Talking about Google here is a distraction and a false equivalency as they
control nothing in the lower level of your network like ISPs do.

Google is not a monopoly, they are a market leader with mind share. They were
able to get the word "google" as a verb, that is through a good product and
marketing.

It seems you really prefer companies that buy their monopolies via legislation
and bribes like ISPs (Comcast/AT&T/etc) over companies that build market share
in the actual market (Google/Apple/Facebook/Netflix/Amazon etc).

You need to read up on your Microsoft history, you are precluding lots of
history, Microsoft is well known to do the "embrace, extend and extinguish"[1]
technique back when they were essentially monopoly mind share level. Just one
small thing in many that they did, they killed Quicktime, Real Player[2] when
Windows player was created by making them not work on the OS level.

ISPs want to do the same thing with competitive products, it is a natural
progression for a market leader, you can't blame them you have to prevent it
with regulation/laws.

The only control Google has is to control technology via their browser, which
Microsoft did with IE4 especially - and you can use others, and what kind of
search results you can get.
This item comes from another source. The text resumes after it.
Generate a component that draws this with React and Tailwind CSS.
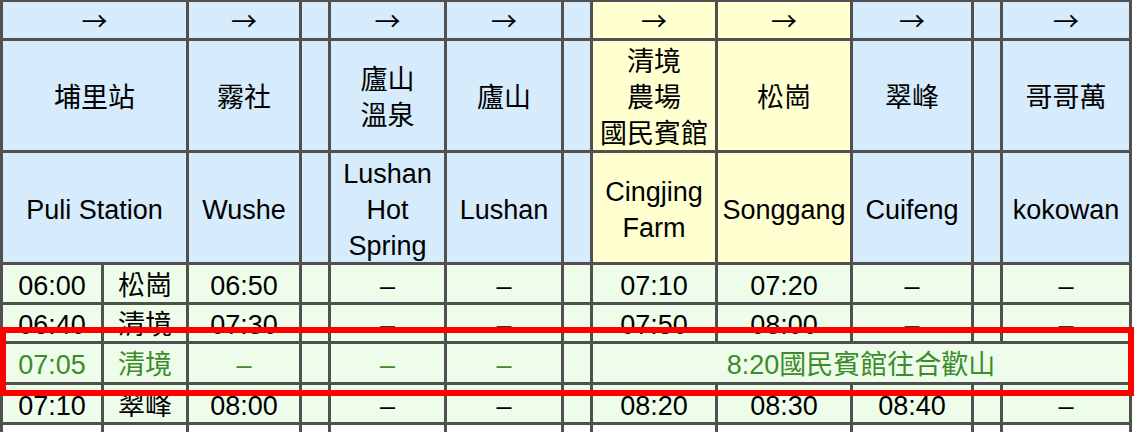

AMP is an overstep and their control but not
monopoly level yet -- and they are overstepping on stomping internet standards
in a new 'embrace, extend, and extinguish'. But even then, Google has less
monopoly ability to control your network compared to ISPs that control
everything you do on the internet and Microsoft could control OS level when
Windows was 95% share and only desktop existed, which they pushed IE then as
well and crushed competition, preinstalled and all that.

I like Google and Microsoft though, they earned their mind share through
innovative products. ISPs just buy off legislators and create state assisted
monopolies. The latter is very anti-business and anti-competitive much more
than building support in an open market.

[1]
[https://en.wikipedia.org/wiki/Embrace,_extend,_and_extinguis...](https://en.wikipedia.org/wiki/Embrace,_extend,_and_extinguish)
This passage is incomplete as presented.